As can be seen, the STJ has not completely ruled out the possibility for the parties signing an NJP that aims to discuss aspects related to the adversarial process. For the High Court, provided that "the transaction about the adversarial process does not make one of the parties vulnerable, given the peculiarities of the case, it is possible to recognize its validity". Given what was decided in REsp No. 1,810,444/SP, the vulnerability or lack thereof of one of the parties should require prior and targeted analysis.
There are other decisions that have been discussing the limits and guidelines of NJPs. The TJSP, for example, on some occasions, has already rejected the possibility for the parties to establish NJPs that have the purpose of agreeing on:
- clauses electing foreign jurisdictions (AI No. 2094625-02.2017.8.26.0000[3] and 2127099-89.2018.8.26.0000);[4]
- service of process by delivery of a letter with acknowledgement of receipt at the defendant's address, without the need for a personal signature of the defendant (AI No. 2281669-96.2019.8.26.0000);[5]
- judicial seal (AI No. 2030704-64.2020.8.26.0000);[6] and
- percentage of attorneys' fees in litigation (AI No. 2096891-20.2021.8.26.0000).[7]
Are the above cases found within the scenarios in which the judiciary should interfere in NJPs?

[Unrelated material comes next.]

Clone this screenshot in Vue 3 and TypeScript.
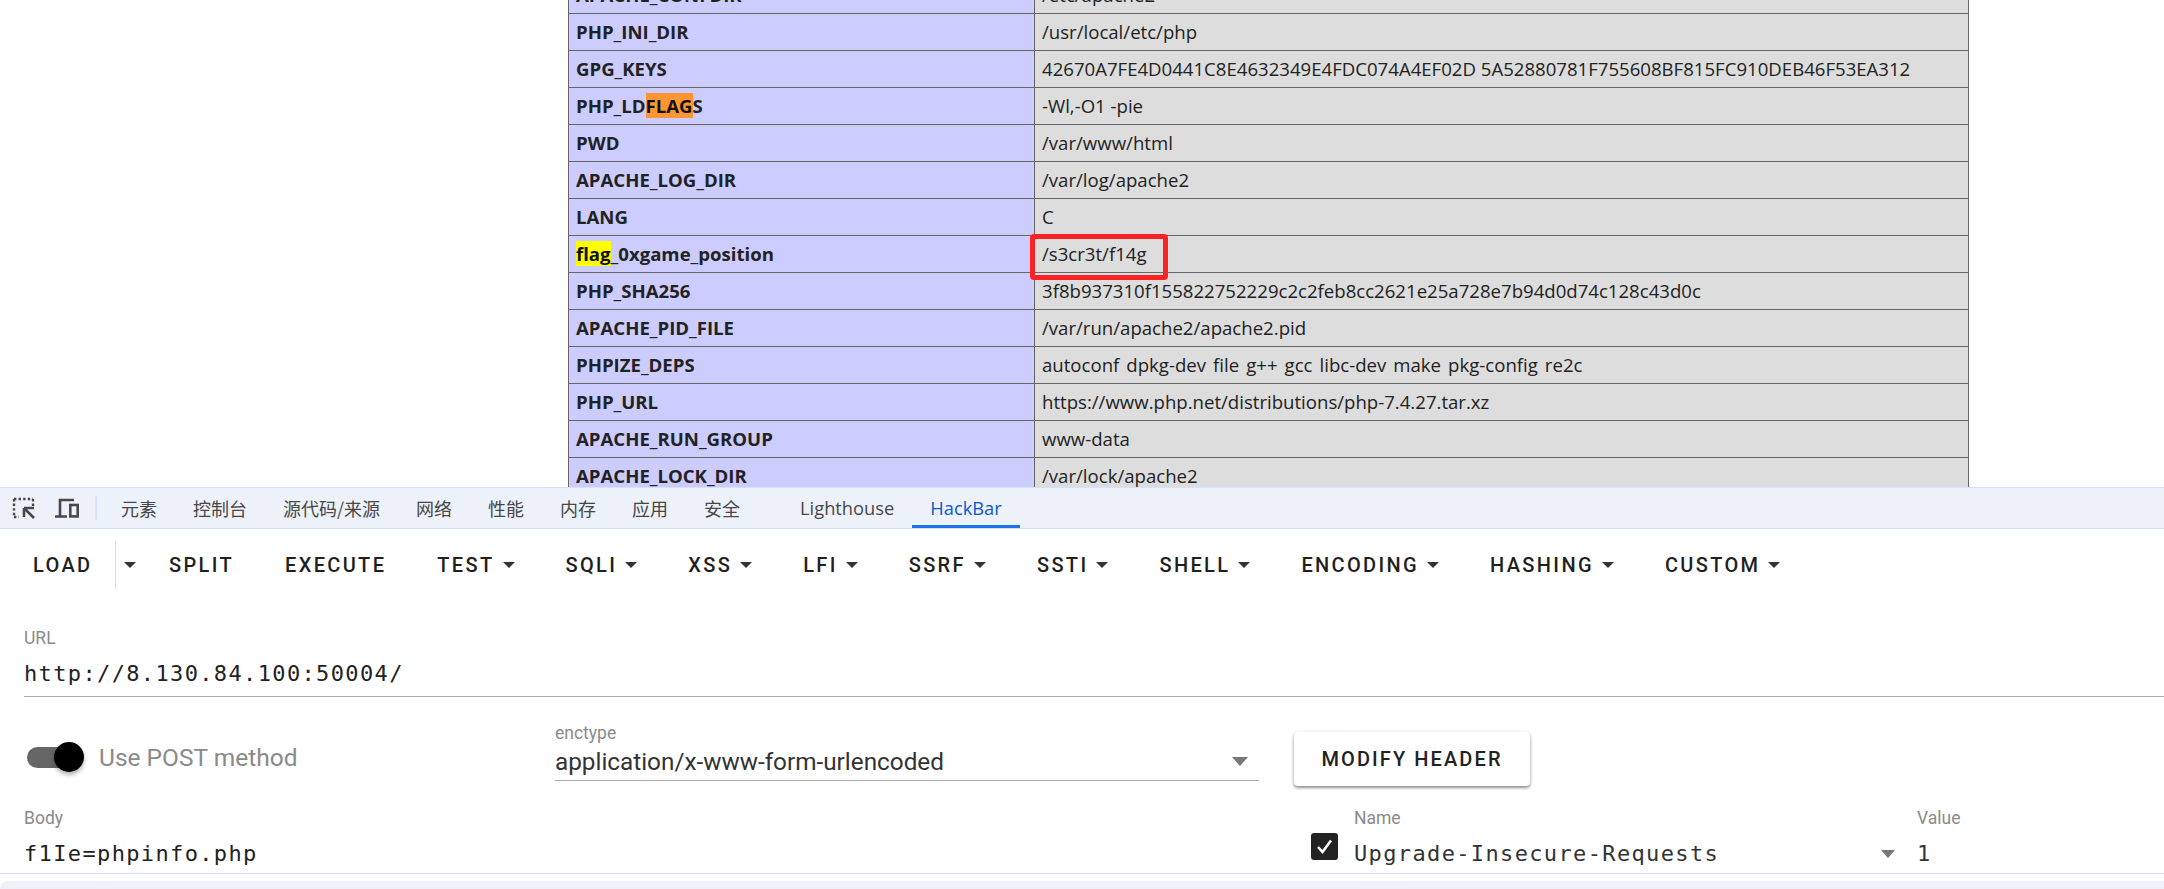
<script setup lang="ts">
const rows: [string, string][] = [
  ['APACHE_CONFDIR', '/etc/apache2'],
  ['PHP_INI_DIR', '/usr/local/etc/php'],
  ['GPG_KEYS', '42670A7FE4D0441C8E4632349E4FDC074A4EF02D 5A52880781F755608BF815FC910DEB46F53EA312'],
  ['PHP_LDFLAGS', '-Wl,-O1 -pie'],
  ['PWD', '/var/www/html'],
  ['APACHE_LOG_DIR', '/var/log/apache2'],
  ['LANG', 'C'],
  ['flag_0xgame_position', '/s3cr3t/f14g'],
  ['PHP_SHA256', '3f8b937310f155822752229c2c2feb8cc2621e25a728e7b94d0d74c128c43d0c'],
  ['APACHE_PID_FILE', '/var/run/apache2/apache2.pid'],
  ['PHPIZE_DEPS', 'autoconf dpkg-dev file g++ gcc libc-dev make pkg-config re2c'],
  ['PHP_URL', 'https://www.php.net/distributions/php-7.4.27.tar.xz'],
  ['APACHE_RUN_GROUP', 'www-data'],
  ['APACHE_LOCK_DIR', '/var/lock/apache2'],
]
const tabs = ['元素', '控制台', '源代码/来源', '网络', '性能', '内存', '应用', '安全']
const menus: [string, boolean][] = [
  ['SPLIT', false], ['EXECUTE', false], ['TEST', true], ['SQLI', true], ['XSS', true], ['LFI', true],
  ['SSRF', true], ['SSTI', true], ['SHELL', true], ['ENCODING', true], ['HASHING', true], ['CUSTOM', true],
]
</script>

<template>
  <div class="root">
    <div class="page">
      <table class="info">
        <tbody>
          <tr v-for="r in rows" :key="r[0]">
            <td class="k">
              <template v-if="r[0] === 'PHP_LDFLAGS'">PHP_LD<span class="orange">FLAG</span>S</template>
              <template v-else-if="r[0] === 'flag_0xgame_position'"><span class="yellow">flag</span>_0xgame_position</template>
              <template v-else>{{ r[0] }}</template>
            </td>
            <td class="v" :class="{ wide: r[0] === 'PHPIZE_DEPS' }">
              {{ r[1] }}
              <span v-if="r[0] === 'flag_0xgame_position'" class="redbox"></span>
            </td>
          </tr>
        </tbody>
      </table>
    </div>

    <div class="tabbar">
      <svg class="ico first" width="24" height="24" viewBox="0 0 24 24" fill="none" stroke="#474747">
        <path d="M2 3h19M2 3v18M2 21h5" stroke-width="2.4" stroke-dasharray="2.4 2.2" />
        <path d="M21 3v8" stroke-width="2.4" stroke-dasharray="2.4 2.2" />
        <path d="M12 12h10M12 12v9M12.5 12.5l9.5 9.5" stroke-width="2.6" />
      </svg>
      <svg class="ico second" width="26" height="24" viewBox="0 0 26 24" fill="none" stroke="#474747" stroke-width="2.6">
        <path d="M6 20V4h14M1 20.5h12" />
        <rect x="16.3" y="9" width="7.4" height="11.4" />
      </svg>
      <span class="sep"></span>
      <span v-for="t in tabs" :key="t" class="tab">{{ t }}</span>
      <span class="tab light">Lighthouse</span>
      <span class="tab active">HackBar</span>
    </div>

    <div class="bar">
      <span class="btn load">LOAD</span>
      <span class="splitcaret"><i class="caret"></i></span>
      <span v-for="m in menus" :key="m[0]" class="btn">{{ m[0] }}<i v-if="m[1]" class="caret after"></i></span>
    </div>

    <div class="form">
      <div class="url">
        <label class="lbl">URL</label>
        <div class="mono val">http://8.130.84.100:50004/</div>
      </div>
      <div class="opts">
        <div class="switch"><span class="track"><span class="thumb"></span></span><span class="swlabel">Use POST method</span></div>
        <div class="enc">
          <label class="lbl small">enctype</label>
          <div class="selval">application/x-www-form-urlencoded<i class="caret grey big"></i></div>
        </div>
        <div class="modify">MODIFY HEADER</div>
      </div>
      <div class="bottom">
        <div class="body">
          <label class="lbl">Body</label>
          <div class="mono val">f1Ie=phpinfo.php</div>
        </div>
        <svg class="check" width="27" height="27" viewBox="0 0 27 27"><rect width="27" height="27" rx="3" fill="#222" /><path d="M7 14l4.5 5L20 7.5" fill="none" stroke="#fff" stroke-width="2.6" /></svg>
        <div class="name">
          <label class="lbl">Name</label>
          <div class="mono val thin">Upgrade-Insecure-Requests<i class="caret grey"></i></div>
        </div>
        <div class="value">
          <label class="lbl">Value</label>
          <div class="mono val thin">1</div>
        </div>
      </div>
    </div>

    <div class="drawer"><div class="drawerin"></div></div>
  </div>
</template>

<style>
html, body { margin: 0; background: #fff; overflow: hidden; }
</style>

<style scoped>
.root { width: 2164px; height: 889px; overflow: hidden; display: flex; flex-direction: column; background: #fff; font-family: Roboto, sans-serif; }
.page { height: 487px; flex: none; overflow: hidden; padding-left: 568px; }
.info { border-collapse: collapse; margin-top: -24px; width: 1401px; table-layout: fixed; font-family: "Open Sans", sans-serif; font-size: 18.6px; color: #222; }
.info td { height: 37px; padding: 0 7px; border: 1px solid #666; box-sizing: border-box; line-height: 24px; white-space: nowrap; }
.k { width: 466px; background: #ccf; font-weight: 700; }
.v { background: #ddd; position: relative; }
.wide { word-spacing: 2.2px; }
.orange { background: #ff9632; color: #111; }
.yellow { background: #ff0; color: #111; }
.redbox { position: absolute; z-index: 2; left: -5px; top: -2px; width: 128px; height: 36px; border: 5px solid #fa2222; border-radius: 4px; }
.tabbar { height: 42px; flex: none; box-sizing: border-box; border-top: 1px solid #d3e3fd; border-bottom: 1px solid #d3e3fd; background: #edf2fa; display: flex; align-items: center; }
.ico { flex: none; }
.first { margin-left: 12px; }
.second { margin-left: 18px; }
.sep { width: 2px; height: 24px; background: #d3e3fd; margin: 0 6px 0 15px; flex: none; }
.tab { font-family: "Noto Sans CJK SC", sans-serif; font-size: 18px; color: #474747; padding: 0 18px; line-height: 40px; flex: none; }
.light { margin-left: 24px; font-family: "Open Sans", "Noto Sans CJK SC", sans-serif; font-size: 18.3px; }
.active { color: #0b57d0; box-shadow: inset 0 -3px 0 #1a73e8; font-family: "Open Sans", sans-serif; font-size: 18.3px; }
.bar { display: flex; align-items: center; height: 71px; flex: none; padding-left: 33px; }
.btn { font-size: 20px; font-weight: 500; letter-spacing: 2.35px; color: #1f1f1f; margin-right: 51px; display: flex; align-items: center; white-space: nowrap; flex: none; }
.load { margin-right: 0; width: 82px; }
.splitcaret { width: 54px; height: 48px; border-left: 1px solid #ddd; display: flex; align-items: center; flex: none; box-sizing: border-box; padding-left: 8px; }
.caret { display: inline-block; width: 0; height: 0; flex: none; border-left: 6px solid transparent; border-right: 6px solid transparent; border-top: 6px solid #333; }
.after { margin-left: 8px; }
.form { flex: 1; min-height: 0; padding-left: 24px; display: flex; flex-direction: column; }
.lbl { display: block; font-size: 17.5px; color: #8a8a8a; line-height: 20px; }
.url { height: 97px; box-sizing: border-box; border-bottom: 1px solid #a8a8a8; padding-top: 28px; flex: none; }
.mono { font-family: "DejaVu Sans Mono", monospace; font-size: 22px; letter-spacing: 1.36px; color: #222; }
.val { line-height: 30px; margin-top: 11px; }
.opts { display: flex; height: 112px; flex: none; }
.switch { display: flex; align-items: center; width: 531px; flex: none; height: 120px; }
.track { width: 46px; height: 21px; border-radius: 11px; background: #666; margin-left: 3px; position: relative; display: block; }
.thumb { position: absolute; left: 27px; top: -5px; width: 30px; height: 30px; border-radius: 50%; background: #000; box-shadow: 0 3px 4px rgba(0,0,0,.3); }
.swlabel { margin-left: 26px; font-size: 24.5px; color: #8a8a8a; }
.enc { width: 704px; flex: none; height: 84px; box-sizing: border-box; padding-top: 27px; }
.small { line-height: 18px; }
.selval { display: flex; align-items: center; justify-content: space-between; font-size: 24.3px; color: #333; height: 39px; border-bottom: 1px solid #aaa; box-sizing: border-box; padding-right: 11px; }
.caret.grey { border-top-color: #777; border-top-width: 8px; border-left-width: 7px; border-right-width: 7px; }
.big { border-left-width: 8px !important; border-right-width: 8px !important; border-top-width: 9px !important; }
.modify { margin: 35px 0 0 35px; width: 236px; height: 54px; display: flex; align-items: center; justify-content: center; font-size: 20px; font-weight: 500; letter-spacing: 2.1px; color: #222; border-radius: 4px; box-shadow: 0 2px 3px rgba(0,0,0,.4), 0 0 4px rgba(0,0,0,.1); }
.bottom { display: flex; flex: 1; min-height: 0; margin-top: -1px; }
.body { width: 1287px; flex: none; }
.check { margin-top: 25px; flex: none; }
.name { width: 563px; flex: none; margin-left: 16px; }
.thin { display: flex; align-items: center; justify-content: space-between; padding-right: 22px; color: #333; }
.value { flex: 1; }
.drawer { flex: none; height: 16px; border-top: 1px solid #d3e3fd; box-sizing: border-box; padding-top: 7px; }
.drawerin { height: 8px; background: #edf2fa; border-radius: 12px 0 0 0; }
</style>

Or rather, would the subject matters of these transactions be, in fact, based on the premise established in the sole paragraph of article 190 of the CPC and corroborated by the STJ in REsp No. 1,810,444/SP, interfering in some way with the powers inherent to the judge or, still, contributing to a possible and inapposite vulnerability of one of the parties? The answer to these questions is unknown, since the case law has not yet presented a settled position on the guidelines for NJPs.

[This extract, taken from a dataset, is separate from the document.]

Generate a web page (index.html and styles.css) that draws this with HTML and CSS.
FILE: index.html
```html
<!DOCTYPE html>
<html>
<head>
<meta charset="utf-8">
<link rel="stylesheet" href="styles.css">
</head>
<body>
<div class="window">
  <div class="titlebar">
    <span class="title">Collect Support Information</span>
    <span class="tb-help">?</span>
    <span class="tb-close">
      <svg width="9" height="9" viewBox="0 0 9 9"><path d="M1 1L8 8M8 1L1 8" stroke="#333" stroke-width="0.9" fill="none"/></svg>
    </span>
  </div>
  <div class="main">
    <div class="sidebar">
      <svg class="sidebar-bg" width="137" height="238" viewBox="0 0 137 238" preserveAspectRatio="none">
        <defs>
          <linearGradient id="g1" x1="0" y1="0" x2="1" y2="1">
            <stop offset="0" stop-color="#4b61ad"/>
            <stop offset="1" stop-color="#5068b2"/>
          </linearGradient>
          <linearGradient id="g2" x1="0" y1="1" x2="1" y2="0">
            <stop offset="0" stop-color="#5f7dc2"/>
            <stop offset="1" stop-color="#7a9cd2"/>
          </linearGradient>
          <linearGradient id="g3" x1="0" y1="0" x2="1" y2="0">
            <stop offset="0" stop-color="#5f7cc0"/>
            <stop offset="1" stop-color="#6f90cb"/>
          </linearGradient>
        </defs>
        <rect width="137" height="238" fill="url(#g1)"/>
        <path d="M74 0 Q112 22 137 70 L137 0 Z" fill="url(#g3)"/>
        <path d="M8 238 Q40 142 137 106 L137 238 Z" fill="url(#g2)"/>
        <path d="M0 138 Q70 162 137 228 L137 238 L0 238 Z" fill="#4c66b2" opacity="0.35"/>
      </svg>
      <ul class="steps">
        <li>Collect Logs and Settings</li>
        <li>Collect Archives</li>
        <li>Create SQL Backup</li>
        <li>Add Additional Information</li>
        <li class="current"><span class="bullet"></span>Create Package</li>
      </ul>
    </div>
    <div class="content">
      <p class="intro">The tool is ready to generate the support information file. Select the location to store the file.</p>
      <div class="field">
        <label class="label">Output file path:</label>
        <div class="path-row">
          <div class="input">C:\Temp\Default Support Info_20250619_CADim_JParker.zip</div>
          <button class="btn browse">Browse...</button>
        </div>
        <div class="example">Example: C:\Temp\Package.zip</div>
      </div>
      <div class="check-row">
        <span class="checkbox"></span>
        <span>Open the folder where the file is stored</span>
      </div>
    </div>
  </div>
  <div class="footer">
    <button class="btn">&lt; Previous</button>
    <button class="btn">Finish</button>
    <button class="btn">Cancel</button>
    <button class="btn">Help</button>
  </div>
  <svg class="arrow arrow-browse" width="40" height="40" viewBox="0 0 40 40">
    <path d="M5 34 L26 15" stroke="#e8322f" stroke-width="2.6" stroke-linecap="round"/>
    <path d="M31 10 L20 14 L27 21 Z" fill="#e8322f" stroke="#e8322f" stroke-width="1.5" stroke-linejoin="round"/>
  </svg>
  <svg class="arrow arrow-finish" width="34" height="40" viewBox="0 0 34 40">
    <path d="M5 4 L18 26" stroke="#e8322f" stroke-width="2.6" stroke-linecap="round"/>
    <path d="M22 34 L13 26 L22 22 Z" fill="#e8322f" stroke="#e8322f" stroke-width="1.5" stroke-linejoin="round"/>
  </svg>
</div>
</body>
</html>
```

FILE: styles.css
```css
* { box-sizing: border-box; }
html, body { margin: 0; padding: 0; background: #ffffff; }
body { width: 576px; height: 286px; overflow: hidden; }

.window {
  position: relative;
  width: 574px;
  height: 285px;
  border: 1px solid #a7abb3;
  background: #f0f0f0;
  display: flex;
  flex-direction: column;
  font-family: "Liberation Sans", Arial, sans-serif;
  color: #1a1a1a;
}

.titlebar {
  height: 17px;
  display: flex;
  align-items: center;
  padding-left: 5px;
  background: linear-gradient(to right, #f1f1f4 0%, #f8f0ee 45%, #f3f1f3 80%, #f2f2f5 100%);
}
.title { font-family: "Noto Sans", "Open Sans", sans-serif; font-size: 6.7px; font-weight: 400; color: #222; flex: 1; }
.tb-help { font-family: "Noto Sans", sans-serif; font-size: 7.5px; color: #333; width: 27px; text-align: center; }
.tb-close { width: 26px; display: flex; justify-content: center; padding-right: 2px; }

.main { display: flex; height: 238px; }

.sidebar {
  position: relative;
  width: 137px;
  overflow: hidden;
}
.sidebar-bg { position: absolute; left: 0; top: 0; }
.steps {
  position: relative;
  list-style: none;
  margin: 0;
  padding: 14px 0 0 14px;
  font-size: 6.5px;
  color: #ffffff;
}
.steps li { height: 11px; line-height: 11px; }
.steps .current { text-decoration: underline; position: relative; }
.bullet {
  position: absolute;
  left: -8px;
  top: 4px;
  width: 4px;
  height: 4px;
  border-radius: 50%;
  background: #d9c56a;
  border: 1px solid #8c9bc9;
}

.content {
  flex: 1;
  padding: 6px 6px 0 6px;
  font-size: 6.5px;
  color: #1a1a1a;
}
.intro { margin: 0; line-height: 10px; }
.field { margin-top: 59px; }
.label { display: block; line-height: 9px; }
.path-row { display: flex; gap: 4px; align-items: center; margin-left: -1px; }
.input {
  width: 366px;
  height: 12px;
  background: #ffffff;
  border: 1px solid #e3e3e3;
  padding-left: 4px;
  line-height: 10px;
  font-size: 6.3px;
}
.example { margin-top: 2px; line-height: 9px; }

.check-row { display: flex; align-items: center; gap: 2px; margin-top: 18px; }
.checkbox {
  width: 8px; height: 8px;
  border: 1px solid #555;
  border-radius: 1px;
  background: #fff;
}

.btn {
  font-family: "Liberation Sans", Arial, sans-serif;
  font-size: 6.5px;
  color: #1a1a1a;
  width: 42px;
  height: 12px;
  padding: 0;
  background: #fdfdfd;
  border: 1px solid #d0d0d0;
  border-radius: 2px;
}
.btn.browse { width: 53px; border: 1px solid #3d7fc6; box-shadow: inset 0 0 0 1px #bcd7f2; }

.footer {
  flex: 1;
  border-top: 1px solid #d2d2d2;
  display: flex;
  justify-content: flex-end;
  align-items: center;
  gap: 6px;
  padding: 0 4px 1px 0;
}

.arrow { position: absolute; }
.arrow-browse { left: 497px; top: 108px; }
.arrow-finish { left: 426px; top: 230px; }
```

[1] DIDIER JR., Fredie. Civil Procedural Law Course: general part and the cognizance process. 20 ed. Salvador: JusPodivm, 2018, p. 439.
[2] THEODORO JR., Humberto. Course of civil procedural law. v. 1. 59. ed. (2. Reimp.) rev., current. and expanded, Rio de Janeiro: Forense, 2018, p. 502.
[3] TJ/SP, Interlocutory Appeal No. 2094625-02.2017.8.26.0000, Opinion drafted by Appellate Judge Hélio Nogueira, 22nd Chamber of Private Law, decided on September 21, 2017, DJe October 6, 2017.
[4] TJ/SP, Interlocutory Appeal No. 2127099-89.2018.8.26.0000, Opinion drafted by Appellate Judge Jairo Brazil Fontes Oliveira, 15th Chamber of Private Law, decided on October 6, 2020, DJe October 7, 2020.
[5] TJ/SP, Interlocutory Appeal No. 2281669-96.2019.8.26.0000, Opinion drafted by Appellate Judge Almeida Sampaio, 25th Chamber of Private Law, decided on January 28, 2021, DJe February 2, 2021.
[6] TJ/SP, Interlocutory Appeal No. 2030704-64.2020.8.26.0000, Opinion drafted by Appellate Judge Cesar Ciampolini, 1st Chamber Reserved for Business Law, decided on August 20, 2020, DJe August 20, 2020.
[7] TJ/SP, Interlocutory Appeal No. 2096891-20.2021.8.26.0000, Opinion drafted by Appellate Judge Ana Lucia Romanhole Martucci, 33rd Chamber of Private Law, j. May 18, 2021, DJe May 18, 2021.